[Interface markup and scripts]
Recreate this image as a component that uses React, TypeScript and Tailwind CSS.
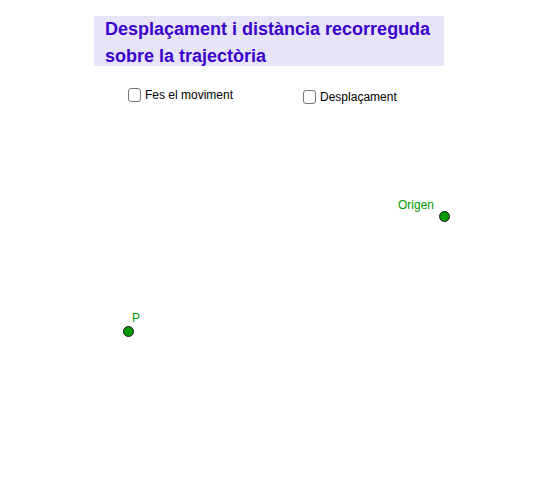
import React from "react";

function Checkbox({ label, className }: { label: string; className?: string }) {
  return (
    <label className={"flex items-center gap-[4px] " + (className ?? "")}>
      <span className="block w-[13px] h-[14px] rounded-[3px] border border-[#767676] bg-white" />
      <span className="text-[12px] leading-[14px] text-black">{label}</span>
    </label>
  );
}

function Point({ x, y }: { x: number; y: number }) {
  return (
    <div
      className="absolute w-[11px] h-[11px] rounded-full bg-[#009900] border border-[#1a1a1a]"
      style={{ left: x - 5.5, top: y - 5.5 }}
    />
  );
}

export default function App() {
  return (
    <div
      className="relative w-[544px] h-[481px] bg-white overflow-hidden"
      style={{ fontFamily: '"Liberation Sans", Arial, sans-serif' }}
    >
      <div className="ml-[94px] mt-[16px] w-[350px] h-[50px] bg-[#e8e4f8] pl-[11px]">
        <h1 className="text-[18px] leading-[27px] font-bold text-[#3a00cc]">
          Desplaçament i distància recorreguda
          <br />
          sobre la trajectòria
        </h1>
      </div>
      <div className="flex items-start mt-[22px]">
        <Checkbox label="Fes el moviment" className="ml-[128px]" />
        <Checkbox label="Desplaçament" className="ml-[70px] mt-[2px]" />
      </div>
      <div className="absolute left-[398px] top-[198px] text-[12px] leading-[14px] text-[#009900]">Origen</div>
      <Point x={444} y={216} />
      <div className="absolute left-[132px] top-[311px] text-[12px] leading-[14px] text-[#009900]">P</div>
      <Point x={128} y={331} />
    </div>
  );
}
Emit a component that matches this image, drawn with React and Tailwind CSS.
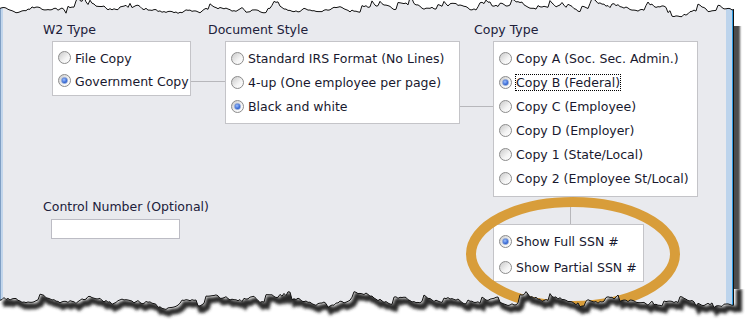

[Given exercise]: Report every line in the data above in which the word "that" appears.

[Task response]:
Recreate this image as a component that uses React, TypeScript and Tailwind CSS.
Emit a component that matches this image, drawn with React and Tailwind CSS.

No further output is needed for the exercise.